Group Representation

Let $G$ be a group. A group representation $(\rho, V)$ is given by a vector space $V$ and a homomorphism $\rho: G \rightarrow GL(V)$.

  • A representation is said to be irreducible if for any subspace $W \subset V$ which is invariant by $\rho$, or $\rho(G)(W) \subset W$, then $W = \{0\}$ or $W = V$.
  • The space $V$ is called the carrier space of the representation
  • If $G$ is compact, let $\pi: G \rightarrow U(\mathcal{H})$ be a continuous unitary representation on a Hilbert space $\mathcal{H}$. Then, $\mathcal{H}$ is unitarily isomorphic to a Hilbert direct sum of finite-dimensional irreducible unitary representations of $G$. (Peter-Weyl Theorem) \[ \mathcal{H} \cong \widehat{\bigoplus}_{\alpha \in A} V_{\alpha}, \]

    where each $V_\alpha$ is a finite-dimensional irreducible unitary representation of $G$.

    • Unitary operator is a bounded linear operator $U: H \rightarrow H$ on a Hilbert space $H$ that satisfies $U^*U = UU^* = I$, where $U^*$ is the adjoint of $U$, and $I$ is identity operator.
IMPORTANT: The decomposition of a representation into irreducible parts is a central goal of representation theory.

Lie Group and Lie Algebra

A Lie group $G$ is:

  • A group $(G, \cdot)$
  • A smooth (i.e. $C^\infty$) manifold
  • Maps \begin{gather*} m: G \times G \rightarrow G, \quad m(g,h) = gh \\ \iota: G \rightarrow G, \quad \iota(g) = g^{-1} \end{gather*}

    are smooth

A homomorphism of Lie groups $\Phi: G \to H$ is a smooth map that is also a group homomorphism. Specifically, if $(G, \cdot)$ and $(H, *)$ are the groups, then:

  • $\Phi(x \cdot y) = \Phi(x) * \Phi(y)$ for all $x, y \in G$.

Let $G$ be a lie group and $e$ be its identity element.

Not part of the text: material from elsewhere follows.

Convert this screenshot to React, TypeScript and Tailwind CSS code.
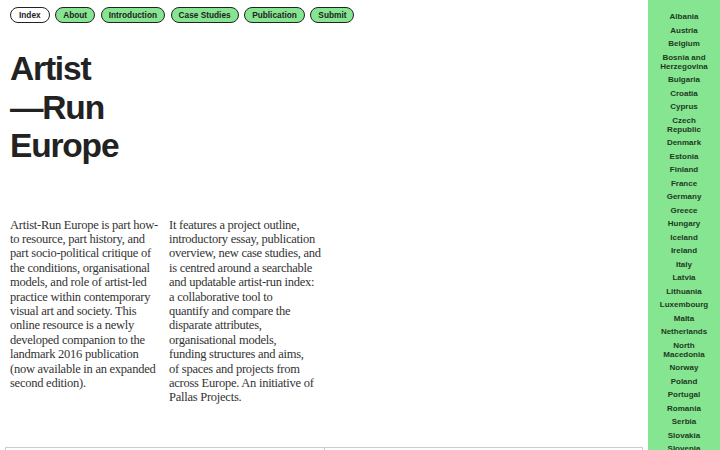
const navItems = ["Index", "About", "Introduction", "Case Studies", "Publication", "Submit"];

const countries = [
  "Albania",
  "Austria",
  "Belgium",
  "Bosnia and Herzegovina",
  "Bulgaria",
  "Croatia",
  "Cyprus",
  "Czech Republic",
  "Denmark",
  "Estonia",
  "Finland",
  "France",
  "Germany",
  "Greece",
  "Hungary",
  "Iceland",
  "Ireland",
  "Italy",
  "Latvia",
  "Lithuania",
  "Luxembourg",
  "Malta",
  "Netherlands",
  "North Macedonia",
  "Norway",
  "Poland",
  "Portugal",
  "Romania",
  "Serbia",
  "Slovakia",
  "Slovenia",
  "Spain",
  "Sweden",
];

const introLeft = [
  "Artist-Run Europe is part how-",
  "to resource, part history, and",
  "part socio-political critique of",
  "the conditions, organisational",
  "models, and role of artist-led",
  "practice within contemporary",
  "visual art and society. This",
  "online resource is a newly",
  "developed companion to the",
  "landmark 2016 publication",
  "(now available in an expanded",
  "second edition).",
];

const introRight = [
  "It features a project outline,",
  "introductory essay, publication",
  "overview, new case studies, and",
  "is centred around a searchable",
  "and updatable artist-run index:",
  "a collaborative tool to",
  "quantify and compare the",
  "disparate attributes,",
  "organisational models,",
  "funding structures and aims,",
  "of spaces and projects from",
  "across Europe. An initiative of",
  "Pallas Projects.",
];

const NavBar = () => {
  return (
    <nav className="flex items-center gap-[5.5px] px-[10px] pt-[7px]">
      {navItems.map((item, i) => (
        <a
          key={item}
          href="#"
          className={
            i === 0
              ? "h-[16px] px-[8px] flex items-center rounded-full border border-[#222] bg-white text-[8.3px] font-bold text-[#222]"
              : "h-[16px] px-[7px] flex items-center rounded-full border border-[#222] bg-[#86e590] text-[8.3px] font-bold text-[#222]"
          }
        >
          {item}
        </a>
      ))}
    </nav>
  );
};

const Column = ({ lines }: { lines: string[] }) => {
  return (
    <p className="flex flex-col">
      {lines.map((line) => (
        <span key={line} className="whitespace-nowrap">
          {line}
        </span>
      ))}
    </p>
  );
};

const Sidebar = () => {
  return (
    <aside className="w-[72px] shrink-0 bg-[#86e590] h-[450px] overflow-hidden pt-[12px]">
      <ul className="flex flex-col gap-[4.5px] px-[8px]">
        {countries.map((c) => (
          <li key={c} className="text-center text-[8px] leading-[9px] font-bold text-[#1f3a22]">
            {c}
          </li>
        ))}
      </ul>
    </aside>
  );
};

export default function App() {
  return (
    <div className="flex h-[450px] w-[720px] overflow-hidden bg-white font-['Liberation_Sans',Arial,sans-serif] text-[#222]">
      <main className="flex-1 flex flex-col">
        <NavBar />
        <h1 className="mt-[27px] px-[10px] text-[33.5px] leading-[38.5px] font-bold tracking-[-0.035em] text-[#222]">
          Artist
          <br />
          —Run
          <br />
          Europe
        </h1>
        <section className="mt-[52px] pl-[10px] grid grid-cols-[155px_155px] gap-x-[4px] font-['Liberation_Serif',serif] text-[12.5px] leading-[14.4px] tracking-[-0.02em] text-[#333]">
          <Column lines={introLeft} />
          <Column lines={introRight} />
        </section>
        <div className="mt-auto mx-[5px] grid grid-cols-2 h-[3px]">
          <div className="border-t border-l border-[#ccc]" />
          <div className="border-t border-l border-r border-[#ccc]" />
        </div>
      </main>
      <Sidebar />
    </div>
  );
}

The Lie algebra of $G$ is

\[\mathfrak{g} := T_e G,\]

the tangent space of $G$ at $e$ together with it's canonical Lie bracket.

Denote by $\mathfrak{X}(G)$ the space of smooth vector fields on $G$.

  • A vector field $X \in \mathfrak{X}(G)$ assigns to each point $p \in G$ a tangent vector $X_p \in T_pG$.
  • Given a smooth function $f \in C^\infty(G)$, the vector field $X$ acts as a derivation: \[X(f)(p) = \text{directional derivative of $f$ at $p$ along $X_p$}\]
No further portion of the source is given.